Среди русских в Париже, сносно устроившихся в лоне французского буржуазного общества, немало любителей бриджа (некоторые даже завоевали звание чемпионов в крупнейших турнирах). За отсутствием реальных общественных интересов эта сложнейшая карточная игра служит отдушиной для их интеллектуальных запросов. Все это крепко намотали себе на ус "морские волки". Зачем соотечественникам обогащать французские бриджевые клубы? Пусть собираются для любимого дела под андреевским флагом! Им же будет приятно перенестись в прошлое между двумя робберами. А заодно можно открыть для них и будет…

Благодаря умелому сочетанию былых флотских традиций с постоянными барышами от водки и платы за игру в карты старички моряки сыты и духом и телом.

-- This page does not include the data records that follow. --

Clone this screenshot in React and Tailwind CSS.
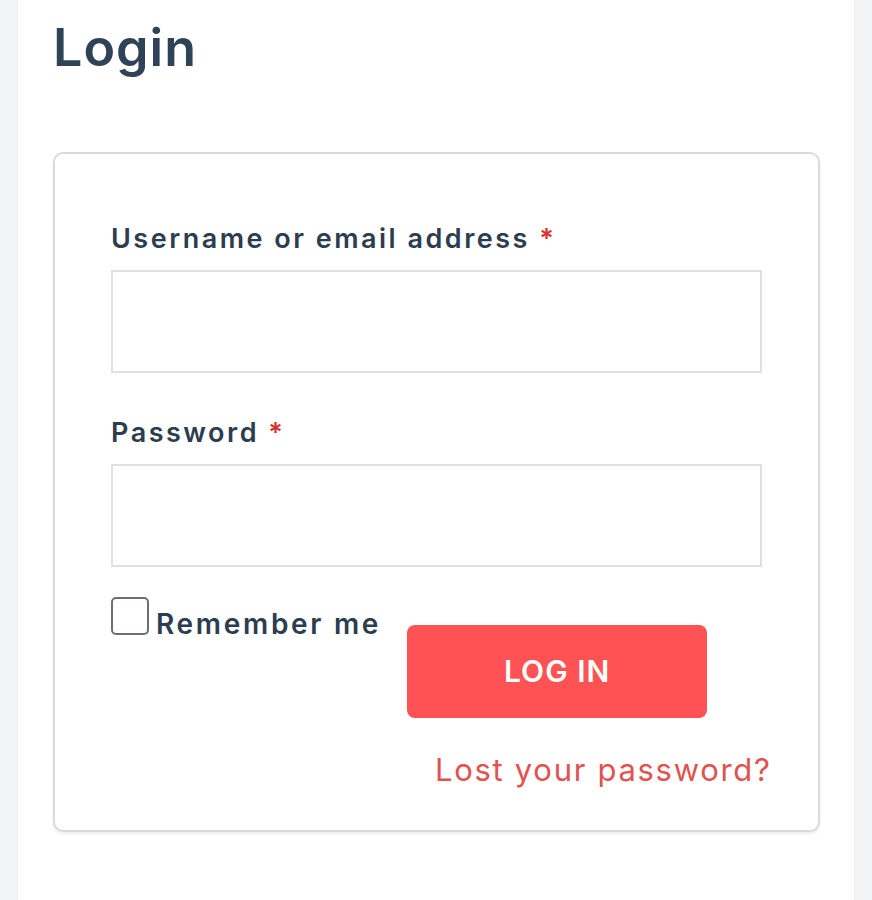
import React from 'react';

const Label = ({ children }) => (
  <label className="block text-[27px] leading-[30px] font-semibold text-[#2c3d50] tracking-[2.5px]">
    {children} <span className="text-[#d9302e]">*</span>
  </label>
);

const App = () => {
  return (
    <div className="min-h-screen bg-[#f2f3f5] px-[18px] font-['Inter',sans-serif]">
      <div className="min-h-screen bg-white pl-[35px] pr-[34px] pt-[18px]">
        <h1 className="text-[52px] leading-[60px] font-semibold text-[#2f4256] tracking-[1px]">
          Login
        </h1>

        <div className="mt-[74px] rounded-[10px] border-2 border-[#dadada] shadow-[0_2px_3px_rgba(0,0,0,0.08)] px-[56px] pt-[70px] pb-[40px]">
          <Label>Username or email address</Label>
          <input
            type="text"
            className="mt-[16px] block w-full h-[103px] border-2 border-[#e0e0e0] outline-none"
          />

          <div className="mt-[45px]">
            <Label>Password</Label>
          </div>
          <input
            type="password"
            className="mt-[16px] block w-full h-[103px] border-2 border-[#e0e0e0] outline-none"
          />

          <div className="flex items-start mt-[30px]">
            <label className="flex items-start">
              <span className="block w-[38px] h-[38px] rounded-[5px] border-2 border-[#6b6f73] bg-white" />
              <span className="ml-[7px] mt-[11px] text-[28px] leading-[32px] font-semibold text-[#2c3d50] tracking-[2.7px] whitespace-nowrap">
                Remember me
              </span>
            </label>
            <button className="ml-[26px] mt-[28px] w-[300px] h-[93px] shrink-0 rounded-[8px] bg-[#fe5254] text-white text-[30px] font-semibold tracking-[1px]">
              LOG IN
            </button>
          </div>

          <div className="mt-[32px] pl-[324px] whitespace-nowrap">
            <a className="text-[31px] leading-[40px] text-[#e2524f] tracking-[1.7px]">
              Lost your password?
            </a>
          </div>
        </div>
      </div>
    </div>
  );
};

export default App;
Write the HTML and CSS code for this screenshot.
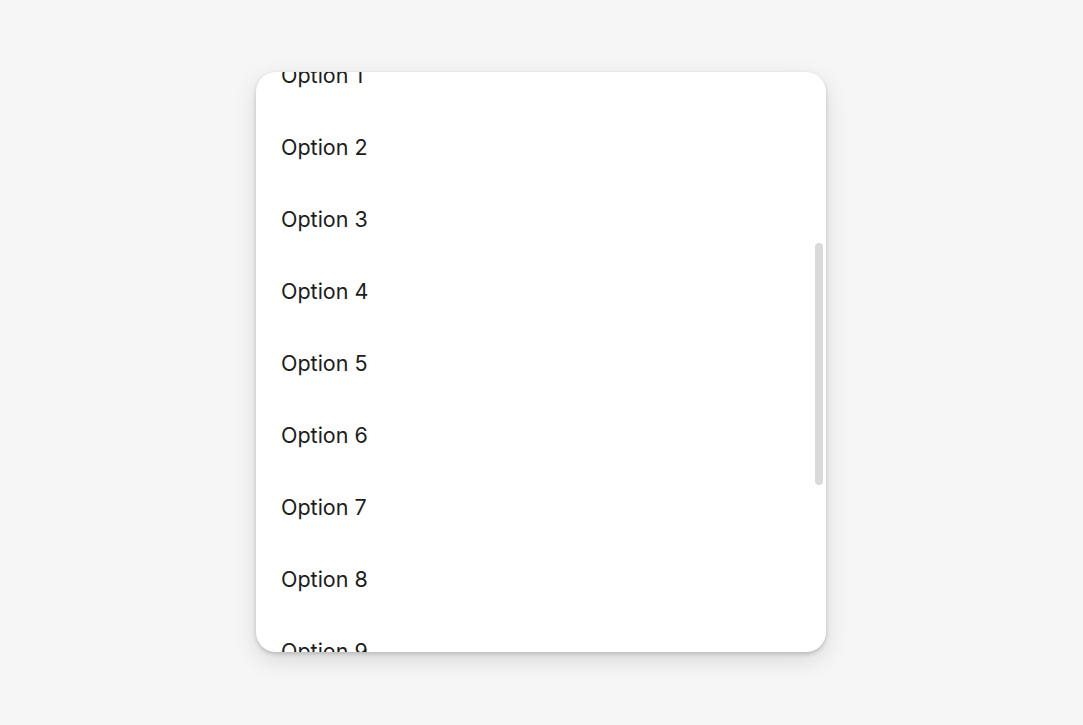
FILE: index.html
```html
<!DOCTYPE html>
<html>
    <head>
        <meta charset="utf-8">
        <title>Options</title>
        <link rel="stylesheet" href="styles.css">
    </head>
    <body>
        <div class="menu">
            <ul class="list">
                <li class="item">Option 1</li>
                <li class="item">Option 2</li>
                <li class="item">Option 3</li>
                <li class="item">Option 4</li>
                <li class="item">Option 5</li>
                <li class="item">Option 6</li>
                <li class="item">Option 7</li>
                <li class="item">Option 8</li>
                <li class="item">Option 9</li>
                <li class="item">Option 10</li>
            </ul>
            <div class="thumb"></div>
        </div>
    </body>
</html>
```

FILE: styles.css
```css
body {
    margin: 0;
    padding-top: 72px;
    min-height: 100vh;
    box-sizing: border-box;
    background-color: #f6f6f6;
    font-family: Inter, "Liberation Sans", sans-serif;
    color: #1c1c1c;
}

.menu {
    position: relative;
    margin-left: 256px;
    width: 570px;
    height: 580px;
    overflow: hidden;
    background-color: #fff;
    border-radius: 20px;
    box-shadow: 0 2px 4px rgba(0, 0, 0, 0.18), 0 8px 24px rgba(0, 0, 0, 0.12);
}

.list {
    list-style: none;
    margin: -33px 0 0;
    padding: 0;
}

.item {
    height: 72px;
    display: flex;
    align-items: center;
    padding-left: 25px;
    font-size: 21.5px;
}

.thumb {
    position: absolute;
    top: 171px;
    right: 3px;
    width: 8px;
    height: 242px;
    border-radius: 4px;
    background-color: #dadada;
}
```
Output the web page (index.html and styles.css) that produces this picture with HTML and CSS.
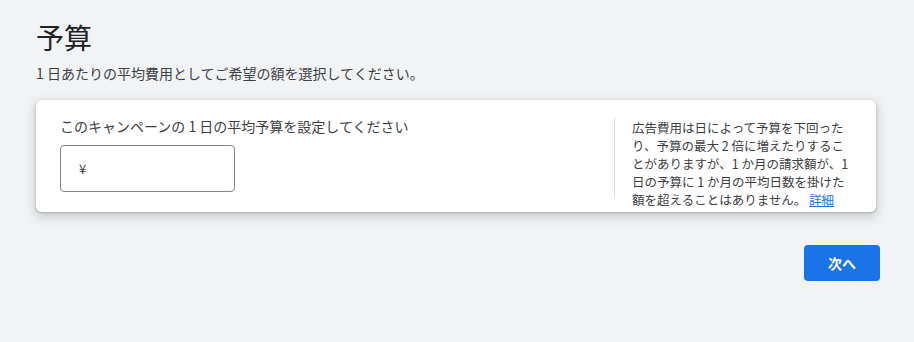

Клуб без помещений, музей-общежитие, доходный особнячок… Но, быть может, это частные бытовые явления? Или штрихи, не дающие общей картины? Постараюсь полнее рассказать о русском Париже той поры, когда эмиграция была еще в цвету, — тогда станет ясно не только, почему Бунин плохо говорил по-французски, но и как на чужой земле мог сохраниться так долго осколок старорежимной России, сброшенный с весов истории.